4. This dataset does not qualify as "big data" but is well-suited for clustering tasks.
    


# Unsupervised Learning Methods: Comparison

In this section, we will apply and compare three unsupervised learning methods—KMeans, DBSCAN, and PCA—on the MODIS Vegetation Indices dataset.
These methods will help uncover patterns and reduce the dimensionality of the data for better visualization and analysis.
        

In [None]:

from sklearn.preprocessing import StandardScaler

# Select numerical features for analysis
numerical_features = modis_data.select_dtypes(include=['float64', 'int64']).columns

# Standardize the data
scaler = StandardScaler()
scaled_data = scaler.fit_transform(modis_data[numerical_features])

# Convert scaled data back to a DataFrame for consistency
scaled_df = pd.DataFrame(scaled_data, columns=numerical_features)
scaled_df.head()
        

In [None]:

from sklearn.cluster import KMeans
import matplotlib.pyplot as plt

# Apply KMeans clustering
kmeans = KMeans(n_clusters=3, random_state=42)
kmeans_labels = kmeans.fit_predict(scaled_data)

# Add cluster labels to the dataset
modis_data['KMeans_Cluster'] = kmeans_labels

# Visualization of KMeans clustering results (2D projection)
plt.scatter(scaled_data[:, 0], scaled_data[:, 1], c=kmeans_labels, cmap='viridis', s=10)
plt.title('KMeans Clustering (2D Projection)')
plt.xlabel('Feature 1')
plt.ylabel('Feature 2')
plt.colorbar(label='Cluster')
plt.show()
        

In [None]:

from sklearn.cluster import DBSCAN

# Apply DBSCAN clustering
dbscan = DBSCAN(eps=0.5, min_samples=5)
dbscan_labels = dbscan.fit_predict(scaled_data)

# Add DBSCAN cluster labels to the dataset
modis_data['DBSCAN_Cluster'] = dbscan_labels

# Visualization of DBSCAN clustering results (2D projection)
plt.scatter(scaled_data[:, 0], scaled_data[:, 1], c=dbscan_labels, cmap='plasma', s=10)
plt.title('DBSCAN Clustering (2D Projection)')
plt.xlabel('Feature 1')
plt.ylabel('Feature 2')
plt.colorbar(label='Cluster')
plt.show()
        

In [None]:

from sklearn.decomposition import PCA

# Apply PCA for dimensionality reduction
pca = PCA(n_components=2)
pca_result = pca.fit_transform(scaled_data)

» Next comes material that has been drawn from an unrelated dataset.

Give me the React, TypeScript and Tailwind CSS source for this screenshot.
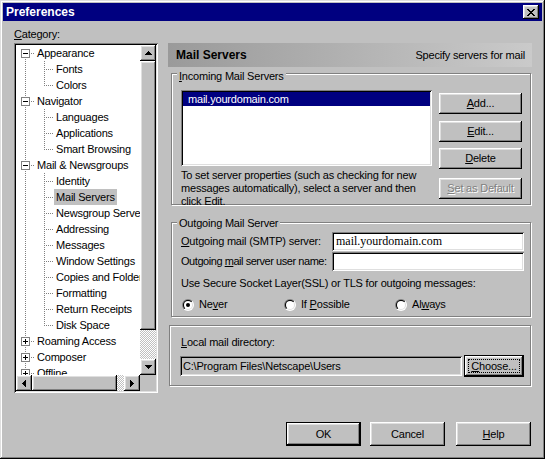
import React from "react";

const FONT = "font-['Liberation_Sans',Arial,sans-serif]";
const raised =
  "shadow-[inset_-1px_-1px_#000,inset_1px_1px_#fff,inset_-2px_-2px_#808080,inset_2px_2px_#dfdfdf]";
const sunken =
  "shadow-[inset_1px_1px_#808080,inset_-1px_-1px_#fff,inset_2px_2px_#000,inset_-2px_-2px_#dfdfdf]";
const frame =
  "shadow-[inset_-1px_-1px_#000,inset_1px_1px_#dfdfdf,inset_-2px_-2px_#808080,inset_2px_2px_#fff]";
const etched = "border border-[#808080] shadow-[inset_1px_1px_#fff,1px_1px_#fff]";
const checker =
  "bg-[image:repeating-conic-gradient(#c0c0c0_0_25%,#fff_0_50%)] bg-[length:2px_2px]";

function U({ children }: { children: React.ReactNode }) {
  return <u className="underline decoration-1 underline-offset-1">{children}</u>;
}

function Arrow({ dir }: { dir: "up" | "down" | "left" | "right" }) {
  const rows = [1, 3, 5, 7];
  if (dir === "up" || dir === "down") {
    return (
      <svg width="7" height="4" viewBox="0 0 7 4" shapeRendering="crispEdges">
        {rows.map((w, i) => (
          <rect key={i} x={(7 - w) / 2} y={dir === "up" ? i : 3 - i} width={w} height={1} fill="#000" />
        ))}
      </svg>
    );
  }
  return (
    <svg width="4" height="7" viewBox="0 0 4 7" shapeRendering="crispEdges">
      {rows.map((h, i) => (
        <rect key={i} y={(7 - h) / 2} x={dir === "left" ? i : 3 - i} height={h} width={1} fill="#000" />
      ))}
    </svg>
  );
}

function ScrollBtn({ dir }: { dir: "up" | "down" | "left" | "right" }) {
  return (
    <div className={`w-[16px] h-[16px] shrink-0 bg-[#c0c0c0] ${raised} flex items-center justify-center`}>
      <Arrow dir={dir} />
    </div>
  );
}

function CloseGlyph() {
  const px: [number, number][] = [];
  const pat = ["XX....XX", ".XX..XX.", "..XXXX..", "...XX...", "..XXXX..", ".XX..XX.", "XX....XX"];
  pat.forEach((r, y) => r.split("").forEach((c, x) => c === "X" && px.push([x, y])));
  return (
    <svg width="8" height="7" viewBox="0 0 8 7" shapeRendering="crispEdges">
      {px.map(([x, y], i) => (
        <rect key={i} x={x} y={y} width={1} height={1} fill="#000" />
      ))}
    </svg>
  );
}

function dotsV(x: number, y0: number, y1: number, k: string) {
  const out = [];
  for (let y = y0; y <= y1; y += 2) out.push(<rect key={k + y} x={x} y={y} width={1} height={1} fill="#808080" />);
  return out;
}
function dotsH(y: number, x0: number, x1: number, k: string) {
  const out = [];
  for (let x = x0; x <= x1; x += 2) out.push(<rect key={k + x} x={x} y={y} width={1} height={1} fill="#808080" />);
  return out;
}

type Row = { t: string; lvl: 0 | 1; exp?: "-" | "+"; last?: boolean; sel?: boolean; first?: boolean };

const rows: Row[] = [
  { t: "Appearance", lvl: 0, exp: "-", first: true },
  { t: "Fonts", lvl: 1 },
  { t: "Colors", lvl: 1, last: true },
  { t: "Navigator", lvl: 0, exp: "-" },
  { t: "Languages", lvl: 1 },
  { t: "Applications", lvl: 1 },
  { t: "Smart Browsing", lvl: 1, last: true },
  { t: "Mail & Newsgroups", lvl: 0, exp: "-" },
  { t: "Identity", lvl: 1 },
  { t: "Mail Servers", lvl: 1, sel: true },
  { t: "Newsgroup Servers", lvl: 1 },
  { t: "Addressing", lvl: 1 },
  { t: "Messages", lvl: 1 },
  { t: "Window Settings", lvl: 1 },
  { t: "Copies and Folders", lvl: 1 },
  { t: "Formatting", lvl: 1 },
  { t: "Return Receipts", lvl: 1 },
  { t: "Disk Space", lvl: 1, last: true },
  { t: "Roaming Access", lvl: 0, exp: "+" },
  { t: "Composer", lvl: 0, exp: "+" },
  { t: "Offline", lvl: 0, exp: "+" },
  { t: "Advanced", lvl: 0, exp: "+" },
];

function TreeLines({ r }: { r: Row }) {
  if (r.lvl === 0) {
    return (
      <svg width="19" height="16" viewBox="0 0 19 16" shapeRendering="crispEdges" className="shrink-0">
        {dotsV(9, r.first ? 14 : 0, 15, "v")}
        {dotsH(8, 15, 18, "h")}
        <rect x={5.5} y={4.5} width={8} height={8} fill="#fff" stroke="#808080" strokeWidth={1} />
        <rect x={7} y={8} width={5} height={1} fill="#000" />
        {r.exp === "+" && <rect x={9} y={6} width={1} height={5} fill="#000" />}
      </svg>
    );
  }
  return (
    <svg width="38" height="16" viewBox="0 0 38 16" shapeRendering="crispEdges" className="shrink-0">
      {dotsV(9, 0, 15, "a")}
      {dotsV(28, 0, r.last ? 8 : 15, "b")}
      {dotsH(8, 30, 37, "c")}
    </svg>
  );
}

function Tree() {
  return (
    <div className={`h-[350px] ${sunken} p-[2px] flex flex-col bg-white`}>
      <div className="flex h-[330px]">
        <div className="w-[124px] overflow-hidden bg-white">
          {rows.map((r, i) => (
            <div key={i} className="flex h-[16px] items-stretch whitespace-nowrap">
              <TreeLines r={r} />
              <span className={`px-[2px] leading-[16px] ${r.sel ? "bg-[#c0c0c0]" : ""}`}>{r.t}</span>
            </div>
          ))}
        </div>
        <div className="w-[16px] flex flex-col">
          <ScrollBtn dir="up" />
          <div className={`h-[269px] bg-[#c0c0c0] ${raised}`} />
          <div className={`flex-1 ${checker}`} />
          <ScrollBtn dir="down" />
        </div>
      </div>
      <div className="flex h-[16px]">
        <ScrollBtn dir="left" />
        <div className={`w-[85px] bg-[#c0c0c0] ${raised}`} />
        <div className={`flex-1 ${checker}`} />
        <ScrollBtn dir="right" />
        <div className="w-[16px] bg-[#c0c0c0]" />
      </div>
    </div>
  );
}

function Btn({
  children,
  className = "",
  def,
  disabled,
  focus,
}: {
  children: React.ReactNode;
  className?: string;
  def?: boolean;
  disabled?: boolean;
  focus?: boolean;
}) {
  const inner = (
    <div className={`w-full h-full bg-[#c0c0c0] ${raised} flex items-center justify-center p-[4px]`}>
      <div
        className={`w-full h-full flex items-center justify-center whitespace-nowrap ${
          focus ? "outline outline-1 outline-dotted outline-black" : ""
        } ${disabled ? "text-[#808080] [text-shadow:1px_1px_0_#fff]" : ""}`}
      >
        <span>{children}</span>
      </div>
    </div>
  );
  if (def) return <div className={`border border-black ${className}`}>{inner}</div>;
  return <div className={className}>{inner}</div>;
}

function Radio({ checked }: { checked?: boolean }) {
  return (
    <svg width="12" height="12" viewBox="0 0 12 12" className="shrink-0">
      <defs>
        <linearGradient id="ro" x1="0" y1="0" x2="1" y2="1">
          <stop offset="0.5" stopColor="#808080" />
          <stop offset="0.5" stopColor="#ffffff" />
        </linearGradient>
        <linearGradient id="ri" x1="0" y1="0" x2="1" y2="1">
          <stop offset="0.5" stopColor="#000000" />
          <stop offset="0.5" stopColor="#dfdfdf" />
        </linearGradient>
      </defs>
      <circle cx="6" cy="6" r="6" fill="url(#ro)" />
      <circle cx="6" cy="6" r="5" fill="url(#ri)" />
      <circle cx="6" cy="6" r="4" fill="#fff" />
      {checked && <circle cx="6" cy="6" r="2" fill="#000" />}
    </svg>
  );
}

export default function App() {
  return (
    <div
      className={`w-[545px] h-[459px] bg-[#c0c0c0] p-[3px] flex flex-col ${frame} ${FONT} text-[11px] leading-[13px] tracking-[-0.2px] text-black select-none`}
    >
      {/* Title bar */}
      <div className="h-[18px] shrink-0 bg-[#000080] flex items-center justify-between pl-[3px] pr-[3px]">
        <span className="text-white font-bold text-[12px] leading-[18px] tracking-normal">Preferences</span>
        <div className={`w-[16px] h-[14px] bg-[#c0c0c0] ${raised} flex items-center justify-center`}>
          <CloseGlyph />
        </div>
      </div>

      {/* Body */}
      <div className="flex h-[372px] shrink-0 pl-[11px]">
        <div className="w-[144px] flex flex-col">
          <div className="mt-[7px] h-[13px]">
            <U>C</U>ategory:
          </div>
          <div className="mt-[2px]">
            <Tree />
          </div>
        </div>

        <div className="ml-[10px] w-[364px] flex flex-col">
          {/* Header */}
          <div className="mt-[22px] h-[24px] bg-[linear-gradient(to_right,#9a9a9a,#cacaca)] flex items-center justify-between pl-[8px] pr-[7px]">
            <span className="font-bold text-[12px] tracking-normal">Mail Servers</span>
            <span>Specify servers for mail</span>
          </div>

          {/* Incoming */}
          <div className={`mt-[6px] ml-[3px] w-[360px] h-[132px] ${etched} flex flex-col`}>
            <div className="-mt-[4px] ml-[5px] px-[2px] self-start bg-[#c0c0c0] h-[13px]">
              <U>I</U>ncoming Mail Servers
            </div>
            <div className="flex mt-[7px] ml-[9px]">
              <div className="w-[251px] flex flex-col">
                <div className={`h-[76px] bg-white ${sunken} p-[2px]`}>
                  <div className="h-[14px] bg-[#000080] text-white pl-[5px] leading-[14px]">mail.yourdomain.com</div>
                </div>
                <div className="mt-[3px] whitespace-nowrap">
                  To set server properties (such as checking for new
                  <br />
                  messages automatically), select a server and then
                  <br />
                  click Edit.
                </div>
              </div>
              <div className="ml-[7px] w-[83px] flex flex-col mt-[3px]">
                <Btn className="h-[21px]">
                  <U>A</U>dd...
                </Btn>
                <Btn className="h-[21px] mt-[7px]">
                  <U>E</U>dit...
                </Btn>
                <Btn className="h-[21px] mt-[6px]">
                  <U>D</U>elete
                </Btn>
                <Btn className="h-[21px] mt-[9px]" disabled>
                  <U>S</U>et as Default
                </Btn>
              </div>
            </div>
          </div>

          {/* Outgoing */}
          <div className={`mt-[17px] ml-[3px] w-[360px] h-[95px] ${etched} flex flex-col pl-[9px] pr-[6px]`}>
            <div className="-mt-[6px] -ml-[4px] px-[2px] self-start bg-[#c0c0c0] h-[13px]">Outgoing Mail Server</div>
            <div className="flex items-center h-[19px] mt-[2px]">
              <span className="w-[151px] shrink-0 whitespace-nowrap">
                <U>O</U>utgoing mail (SMTP) server:
              </span>
              <div
                className={`ml-auto shrink-0 w-[192px] h-[19px] bg-white ${sunken} pl-[4px] flex items-center font-['Liberation_Serif','Times_New_Roman',serif] text-[12px] tracking-normal`}
              >
                mail.yourdomain.com
              </div>
            </div>
            <div className="flex items-center h-[19px] mt-[1px]">
              <span className="w-[151px] shrink-0 whitespace-nowrap tracking-[-0.45px]">
                Outgoing <U>m</U>ail server user name:
              </span>
              <div className={`ml-auto shrink-0 w-[192px] h-[19px] bg-white ${sunken}`} />
            </div>
            <div className="mt-[6px] h-[13px] whitespace-nowrap">
              Use Secure Socket Layer(SSL) or TLS for outgoing messages:
            </div>
            <div className="mt-[8px] h-[13px] flex items-center">
              <div className="ml-[1px] w-[102px] flex items-center gap-[5px]">
                <Radio checked />
                <span>
                  Ne<U>v</U>er
                </span>
              </div>
              <div className="w-[111px] flex items-center gap-[5px]">
                <Radio />
                <span>
                  If <U>P</U>ossible
                </span>
              </div>
              <div className="flex items-center gap-[5px]">
                <Radio />
                <span>
                  Al<U>w</U>ays
                </span>
              </div>
            </div>
          </div>

          {/* Local mail directory */}
          <div className={`mt-[8px] ml-[1px] w-[362px] h-[61px] ${etched} flex flex-col`}>
            <div className="mt-[10px] ml-[11px] h-[13px]">
              <U>L</U>ocal mail directory:
            </div>
            <div className="mt-[6px] ml-[10px] h-[22px] flex items-center">
              <div className={`w-[282px] h-[20px] bg-[#c0c0c0] ${sunken} pl-[3px] flex items-center`}>
                C:\Program Files\Netscape\Users
              </div>
              <Btn className="ml-[2px] w-[60px] h-[22px]" def focus>
                <U>C</U>hoose...
              </Btn>
            </div>
          </div>
        </div>
      </div>

      {/* Bottom buttons */}
      <div className="flex justify-end pr-[11px] mt-[29px]">
        <Btn className="w-[75px] h-[24px]" def>
          OK
        </Btn>
        <Btn className="w-[75px] h-[24px] ml-[9px]">Cancel</Btn>
        <Btn className="w-[75px] h-[24px] ml-[11px]">
          <U>H</U>elp
        </Btn>
      </div>
    </div>
  );
}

# Visualization of PCA results
plt.scatter(pca_result[:, 0], pca_result[:, 1], c=kmeans_labels, cmap='viridis', s=10)
plt.title('PCA Dimensionality Reduction')
plt.xlabel('Principal Component 1')
plt.ylabel('Principal Component 2')
plt.colorbar(label='Cluster (KMeans)')
plt.show()
        


### Assignment Questions

**1. Which method did you like the most?**  
The PCA method was particularly insightful because it reduced the data to two principal components while preserving most of the variance, making it easy to visualize the clusters.

**2. Which method did you like the least?**  
DBSCAN was less effective as it struggled to identify meaningful clusters in this dataset, possibly due to parameter sensitivity.

**3. How did you score these unsupervised models?**  
For KMeans, inertia and silhouette scores were used to evaluate cluster compactness and separation. PCA's explained variance ratio was used to assess dimensionality reduction.

**4. Did the output align with your geologic understanding?**  
Partially. KMeans revealed clear groupings in the vegetation indices, which may correspond to different land cover types. PCA further clarified these patterns.

**5. What did you want to learn more about?**  
Understanding how to fine-tune DBSCAN parameters and explore alternative clustering methods like Gaussian Mixture.

**6. Did you pre-process your data?**  
Yes, the numerical features were standardized using `StandardScaler` to ensure equal weighting across features.

**7. What was a decision you were most unsure about?**  
Selecting the number of clusters for KMeans and the epsilon value for DBSCAN were challenging decisions. Additional domain knowledge or parameter tuning might improve results.